I went to the funeral. My children were going to be there and had been quite supportive to his new partner. I felt there was a place for me there. I didn't go to the wake afterwards although my brothers in law whom I hadnt seen for years would have liked me to go to have a catch up.

My ex didn't want to make friends. He could be rather petty and resentful, so I went along anyway for closure for myself. I felt it helped me to some extent although I would have preferred it if we hade ' made friends ' before he died.

What has helped me surprisingly is going through old photos for my grandson and son. Every picture tells a story and I can see in those photos we were a happy family and I do believe I was loved. A death of someone who was close always stirs up feelings. This time of year is tough for us all. I feel like I have been hibernating . I'm tired. Feel old. Been unwell.
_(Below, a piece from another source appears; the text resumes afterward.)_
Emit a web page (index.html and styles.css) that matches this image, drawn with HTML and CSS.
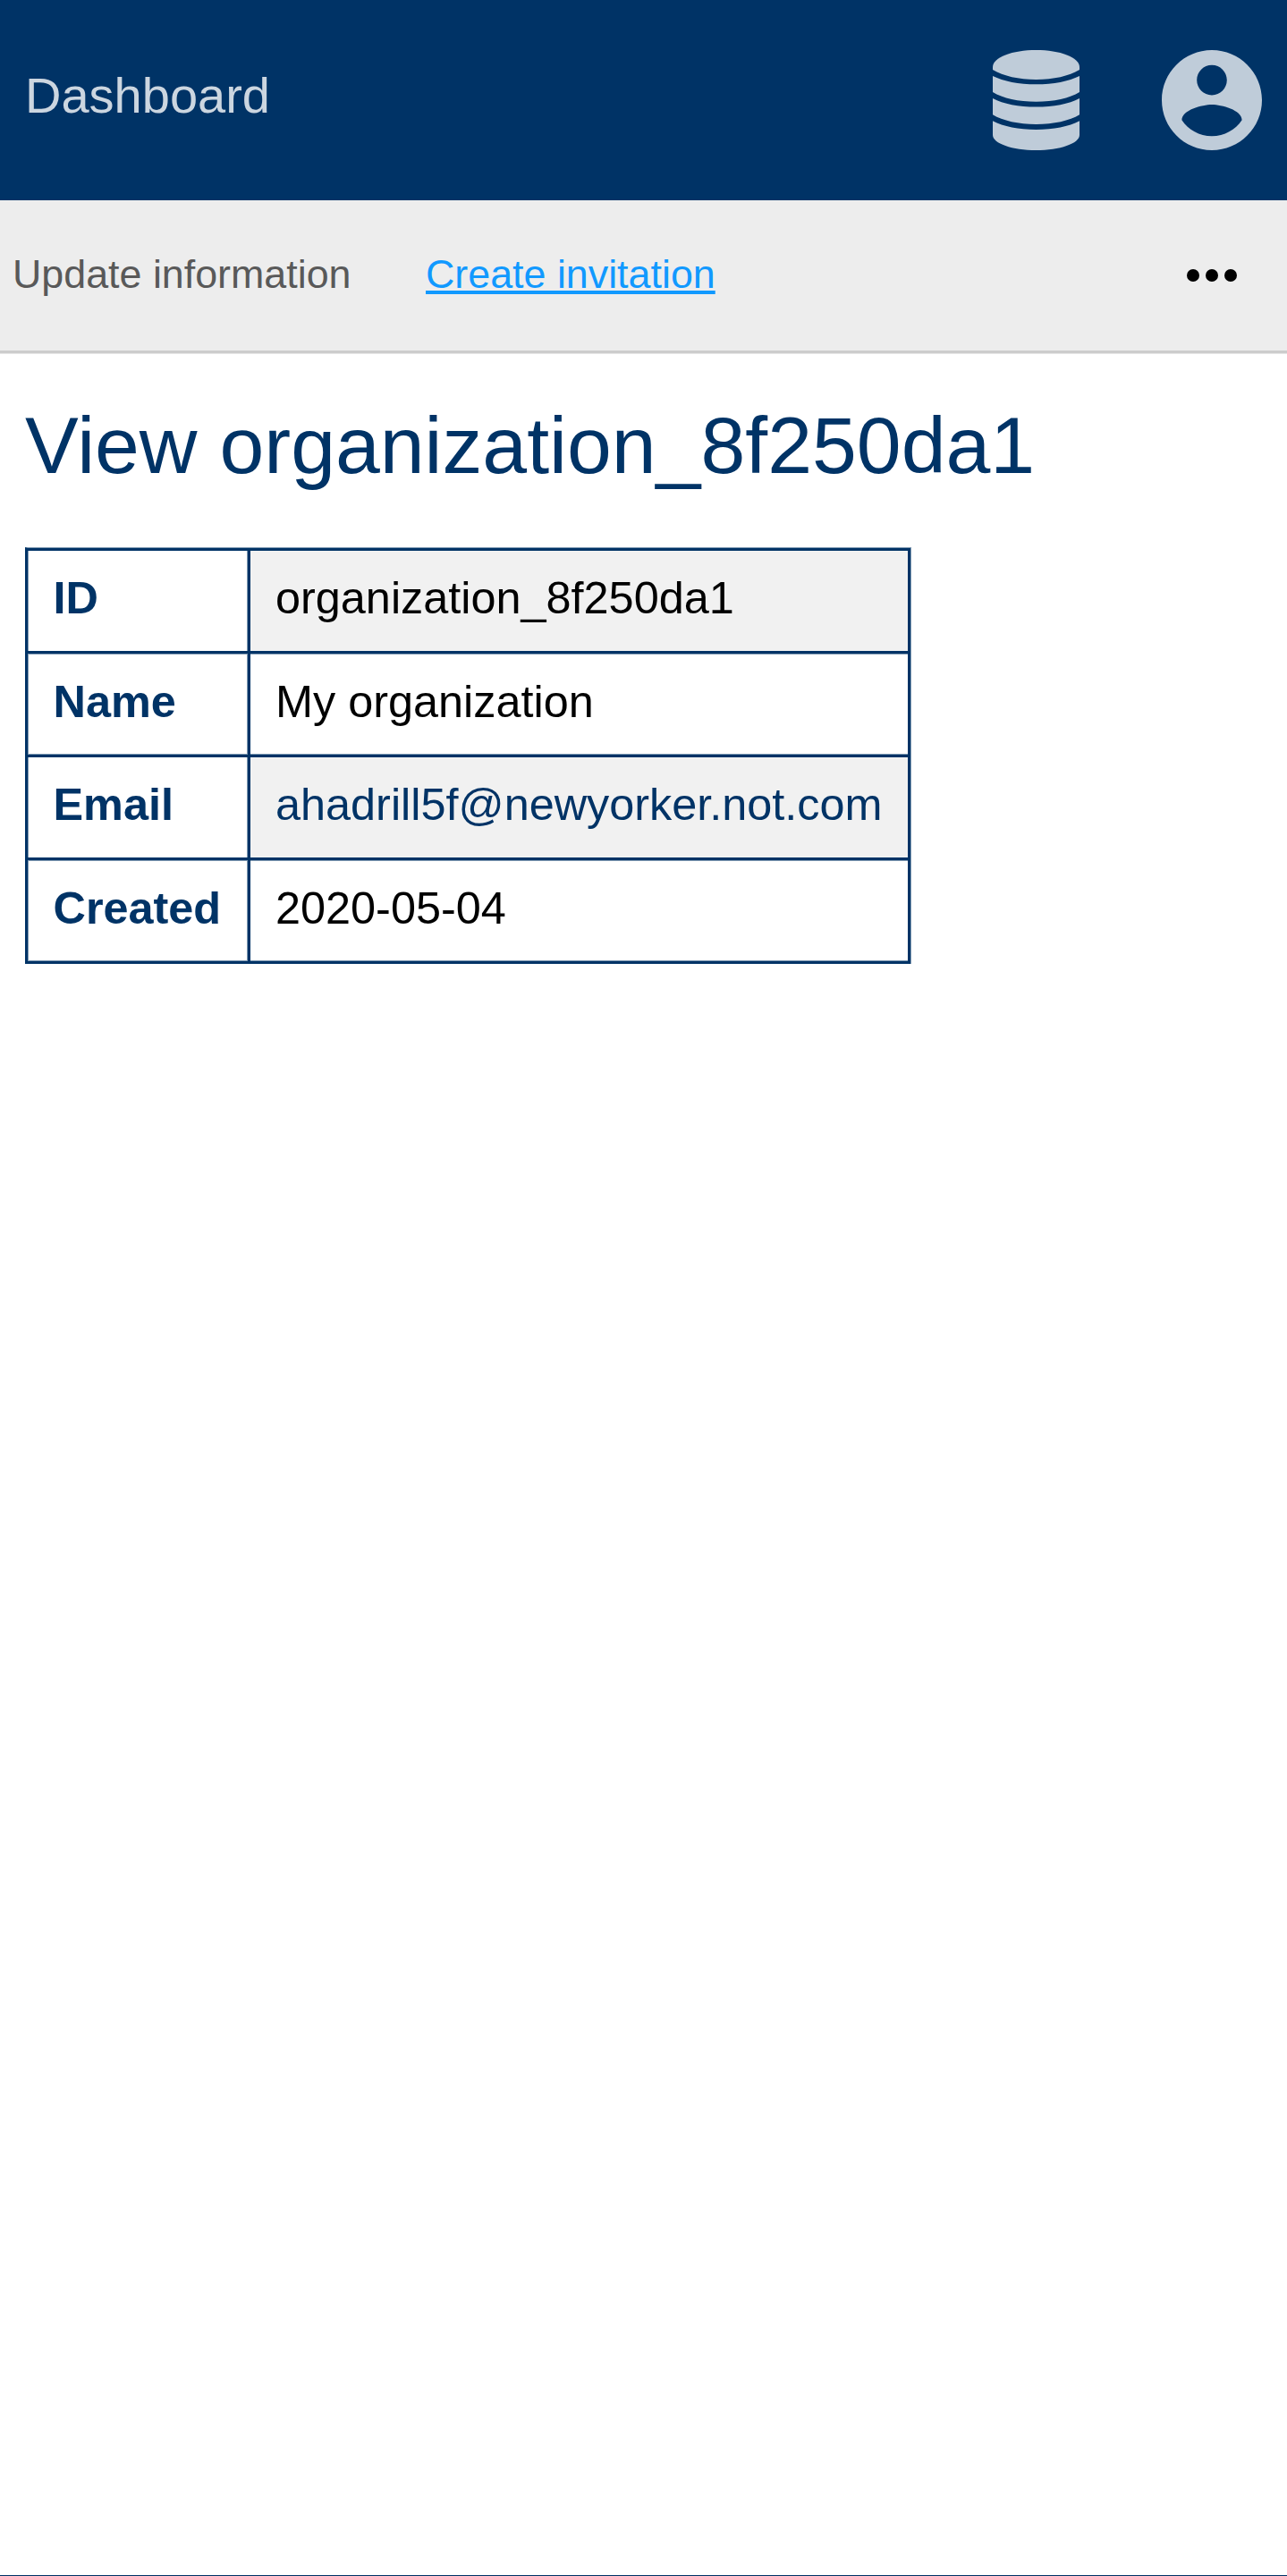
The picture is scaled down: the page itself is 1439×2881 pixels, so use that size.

I know this will pass , it's just a transition phase , a time to reflect.

I suspect you feel that it might help to go to the funeral for your own closure. It certainly brings it home that they have gone. When my mind wanders to thinking of him sometimes it's hard to assimilate that he's no longer in the world. Then my mind throws up a picture of his coffin at the funeral and brings it back to reality.

I hope this has helped you . Just do whatever you feel is the best outcome for your future.
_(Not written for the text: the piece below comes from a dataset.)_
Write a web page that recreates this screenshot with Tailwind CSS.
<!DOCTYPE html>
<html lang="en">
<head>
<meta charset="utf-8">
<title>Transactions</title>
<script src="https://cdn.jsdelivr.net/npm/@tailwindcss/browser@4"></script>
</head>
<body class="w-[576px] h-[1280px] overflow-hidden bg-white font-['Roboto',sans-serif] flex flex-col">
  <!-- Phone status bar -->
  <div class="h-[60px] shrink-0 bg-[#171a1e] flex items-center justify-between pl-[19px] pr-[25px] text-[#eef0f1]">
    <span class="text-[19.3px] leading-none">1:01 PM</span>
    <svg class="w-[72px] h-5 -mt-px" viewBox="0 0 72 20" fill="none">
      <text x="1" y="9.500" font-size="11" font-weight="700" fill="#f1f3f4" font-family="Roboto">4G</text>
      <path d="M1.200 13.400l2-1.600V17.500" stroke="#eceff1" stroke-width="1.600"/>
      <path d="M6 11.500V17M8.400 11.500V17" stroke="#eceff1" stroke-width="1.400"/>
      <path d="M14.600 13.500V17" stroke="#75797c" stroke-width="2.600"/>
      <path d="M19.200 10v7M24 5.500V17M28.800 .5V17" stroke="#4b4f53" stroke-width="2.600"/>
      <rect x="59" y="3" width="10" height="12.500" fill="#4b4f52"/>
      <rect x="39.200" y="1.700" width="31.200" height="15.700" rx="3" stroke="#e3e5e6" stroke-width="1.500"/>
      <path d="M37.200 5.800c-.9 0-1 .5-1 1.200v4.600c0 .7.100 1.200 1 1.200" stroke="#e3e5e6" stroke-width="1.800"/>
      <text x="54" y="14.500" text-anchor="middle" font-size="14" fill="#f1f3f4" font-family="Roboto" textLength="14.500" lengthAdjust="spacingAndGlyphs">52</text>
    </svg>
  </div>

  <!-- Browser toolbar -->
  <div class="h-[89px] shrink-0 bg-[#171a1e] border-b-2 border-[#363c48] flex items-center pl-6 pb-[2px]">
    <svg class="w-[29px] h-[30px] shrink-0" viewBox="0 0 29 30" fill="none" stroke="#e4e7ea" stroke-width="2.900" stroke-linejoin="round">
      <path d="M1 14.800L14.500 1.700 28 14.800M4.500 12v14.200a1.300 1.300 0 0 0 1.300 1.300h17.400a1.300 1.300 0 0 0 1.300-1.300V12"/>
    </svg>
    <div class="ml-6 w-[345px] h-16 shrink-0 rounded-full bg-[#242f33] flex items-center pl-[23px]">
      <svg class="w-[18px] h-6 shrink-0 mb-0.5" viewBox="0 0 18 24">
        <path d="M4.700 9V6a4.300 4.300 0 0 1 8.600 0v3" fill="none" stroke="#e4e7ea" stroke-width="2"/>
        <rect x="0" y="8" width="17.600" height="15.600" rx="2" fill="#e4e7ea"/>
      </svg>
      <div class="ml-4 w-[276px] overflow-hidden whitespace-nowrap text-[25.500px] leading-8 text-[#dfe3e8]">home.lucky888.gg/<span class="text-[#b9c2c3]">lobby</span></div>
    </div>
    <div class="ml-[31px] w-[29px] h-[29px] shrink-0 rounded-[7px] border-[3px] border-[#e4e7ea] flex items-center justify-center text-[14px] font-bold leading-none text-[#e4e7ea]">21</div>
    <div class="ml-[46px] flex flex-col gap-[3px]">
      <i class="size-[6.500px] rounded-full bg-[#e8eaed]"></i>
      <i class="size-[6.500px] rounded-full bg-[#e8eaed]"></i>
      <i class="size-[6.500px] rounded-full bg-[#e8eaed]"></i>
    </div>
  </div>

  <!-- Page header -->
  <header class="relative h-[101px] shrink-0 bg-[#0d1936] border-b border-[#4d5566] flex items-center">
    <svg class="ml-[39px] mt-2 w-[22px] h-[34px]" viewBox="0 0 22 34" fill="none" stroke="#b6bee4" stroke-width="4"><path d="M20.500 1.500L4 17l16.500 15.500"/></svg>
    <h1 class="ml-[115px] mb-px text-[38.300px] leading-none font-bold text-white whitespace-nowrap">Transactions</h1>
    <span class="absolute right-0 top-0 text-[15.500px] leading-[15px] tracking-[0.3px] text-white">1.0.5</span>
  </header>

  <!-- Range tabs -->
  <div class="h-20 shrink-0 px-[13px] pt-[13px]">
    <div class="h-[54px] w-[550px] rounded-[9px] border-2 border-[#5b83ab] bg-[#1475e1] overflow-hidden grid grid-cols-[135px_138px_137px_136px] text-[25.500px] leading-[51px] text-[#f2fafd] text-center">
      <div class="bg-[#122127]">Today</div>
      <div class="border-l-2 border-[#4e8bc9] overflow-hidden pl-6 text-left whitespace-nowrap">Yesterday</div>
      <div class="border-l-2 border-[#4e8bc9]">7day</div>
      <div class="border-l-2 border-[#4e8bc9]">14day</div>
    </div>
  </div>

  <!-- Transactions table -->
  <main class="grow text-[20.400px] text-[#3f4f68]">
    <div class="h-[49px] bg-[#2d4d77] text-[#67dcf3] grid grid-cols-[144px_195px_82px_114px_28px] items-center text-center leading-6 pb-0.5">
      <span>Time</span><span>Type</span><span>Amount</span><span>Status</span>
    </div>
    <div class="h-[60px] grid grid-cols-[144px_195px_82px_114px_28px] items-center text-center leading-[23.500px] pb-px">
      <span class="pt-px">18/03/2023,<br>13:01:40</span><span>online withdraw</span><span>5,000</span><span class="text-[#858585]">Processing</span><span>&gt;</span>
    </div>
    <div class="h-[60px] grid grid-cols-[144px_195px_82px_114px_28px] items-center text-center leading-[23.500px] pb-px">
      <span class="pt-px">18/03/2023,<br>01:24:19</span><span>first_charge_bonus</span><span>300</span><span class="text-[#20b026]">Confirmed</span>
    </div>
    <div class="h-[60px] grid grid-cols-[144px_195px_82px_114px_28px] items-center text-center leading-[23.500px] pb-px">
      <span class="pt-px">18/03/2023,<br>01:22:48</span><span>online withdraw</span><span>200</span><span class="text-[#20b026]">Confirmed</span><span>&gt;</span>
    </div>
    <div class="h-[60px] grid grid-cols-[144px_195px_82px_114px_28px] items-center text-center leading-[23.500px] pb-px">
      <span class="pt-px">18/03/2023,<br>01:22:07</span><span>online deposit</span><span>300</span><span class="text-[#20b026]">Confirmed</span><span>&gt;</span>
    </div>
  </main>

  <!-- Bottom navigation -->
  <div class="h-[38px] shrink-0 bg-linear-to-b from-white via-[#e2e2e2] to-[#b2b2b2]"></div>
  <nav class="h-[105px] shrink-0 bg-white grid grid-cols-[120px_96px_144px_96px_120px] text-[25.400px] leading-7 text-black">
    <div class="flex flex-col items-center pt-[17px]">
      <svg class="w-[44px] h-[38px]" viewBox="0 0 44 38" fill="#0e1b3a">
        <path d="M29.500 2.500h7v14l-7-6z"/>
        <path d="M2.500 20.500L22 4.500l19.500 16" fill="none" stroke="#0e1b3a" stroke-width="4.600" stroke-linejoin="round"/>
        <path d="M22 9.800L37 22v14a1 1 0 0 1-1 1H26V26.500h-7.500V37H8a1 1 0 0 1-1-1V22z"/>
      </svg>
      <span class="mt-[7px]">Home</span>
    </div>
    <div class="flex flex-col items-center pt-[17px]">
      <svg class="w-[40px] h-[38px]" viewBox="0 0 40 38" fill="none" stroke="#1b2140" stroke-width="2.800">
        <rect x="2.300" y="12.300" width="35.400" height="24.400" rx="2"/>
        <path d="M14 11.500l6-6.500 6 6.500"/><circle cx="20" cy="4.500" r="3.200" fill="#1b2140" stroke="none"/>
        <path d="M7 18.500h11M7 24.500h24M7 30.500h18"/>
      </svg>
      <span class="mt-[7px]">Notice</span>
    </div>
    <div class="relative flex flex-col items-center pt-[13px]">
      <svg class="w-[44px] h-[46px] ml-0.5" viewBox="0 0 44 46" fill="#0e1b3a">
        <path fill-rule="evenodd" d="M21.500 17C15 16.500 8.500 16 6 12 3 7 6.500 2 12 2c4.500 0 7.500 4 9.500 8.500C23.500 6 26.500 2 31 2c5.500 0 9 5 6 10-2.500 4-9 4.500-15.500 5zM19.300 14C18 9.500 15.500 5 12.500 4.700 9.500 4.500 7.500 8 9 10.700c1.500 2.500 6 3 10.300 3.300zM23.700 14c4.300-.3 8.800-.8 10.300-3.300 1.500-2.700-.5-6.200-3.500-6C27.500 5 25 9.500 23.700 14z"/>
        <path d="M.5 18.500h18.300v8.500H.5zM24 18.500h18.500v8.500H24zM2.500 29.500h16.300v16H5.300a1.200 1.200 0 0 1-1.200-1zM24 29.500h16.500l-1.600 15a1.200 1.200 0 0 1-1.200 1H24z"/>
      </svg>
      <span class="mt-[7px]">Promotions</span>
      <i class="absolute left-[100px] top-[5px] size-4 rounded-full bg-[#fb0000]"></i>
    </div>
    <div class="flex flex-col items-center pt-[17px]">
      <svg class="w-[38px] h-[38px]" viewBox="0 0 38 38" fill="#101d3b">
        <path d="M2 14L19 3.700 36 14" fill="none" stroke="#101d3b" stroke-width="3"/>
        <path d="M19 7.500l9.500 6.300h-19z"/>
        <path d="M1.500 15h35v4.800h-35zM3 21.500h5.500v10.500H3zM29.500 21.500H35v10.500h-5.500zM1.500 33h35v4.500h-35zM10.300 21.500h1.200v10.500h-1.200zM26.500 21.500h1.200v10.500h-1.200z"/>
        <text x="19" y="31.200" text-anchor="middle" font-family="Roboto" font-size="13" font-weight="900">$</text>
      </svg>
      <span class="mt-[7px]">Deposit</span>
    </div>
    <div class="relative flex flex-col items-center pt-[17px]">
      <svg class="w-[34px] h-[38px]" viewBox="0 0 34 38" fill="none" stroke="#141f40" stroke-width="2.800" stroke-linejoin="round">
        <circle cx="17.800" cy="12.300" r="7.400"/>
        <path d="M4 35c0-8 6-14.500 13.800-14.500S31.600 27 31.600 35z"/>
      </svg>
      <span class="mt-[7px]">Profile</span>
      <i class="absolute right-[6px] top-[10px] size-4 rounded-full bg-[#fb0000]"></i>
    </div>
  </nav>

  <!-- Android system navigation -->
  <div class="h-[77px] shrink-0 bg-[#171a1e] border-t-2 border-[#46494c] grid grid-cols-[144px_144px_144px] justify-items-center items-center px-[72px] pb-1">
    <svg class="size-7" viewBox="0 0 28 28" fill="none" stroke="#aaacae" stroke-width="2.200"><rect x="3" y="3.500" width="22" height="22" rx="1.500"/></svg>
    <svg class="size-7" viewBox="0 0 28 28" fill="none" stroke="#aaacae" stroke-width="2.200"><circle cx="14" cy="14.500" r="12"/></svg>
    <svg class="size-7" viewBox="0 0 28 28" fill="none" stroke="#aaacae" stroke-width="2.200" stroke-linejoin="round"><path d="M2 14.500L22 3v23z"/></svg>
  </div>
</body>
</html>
highlighta · 15/01/2015 10:06

Sorry OP. Although I haven't been in the situation you are in now, I don't think it odd that you are upset. He was your husband, and you spent 15 years of your life with him. And, he was a friend. Maybe things got a bit different during the divorce, but there is a long history there.

I hope you are feeling better soon Flowers

tribpot · 15/01/2015 10:09

A sudden death is always shocking, particularly at a relatively young age. I would urge you to talk to your DP - bottling the feelings up is not helpful to you and may make him actually more suspicious about why you're so upset than a proper conversation about it.

The majority of your adult life was spent with this man. It's not surprising you have been knocked for six by his death.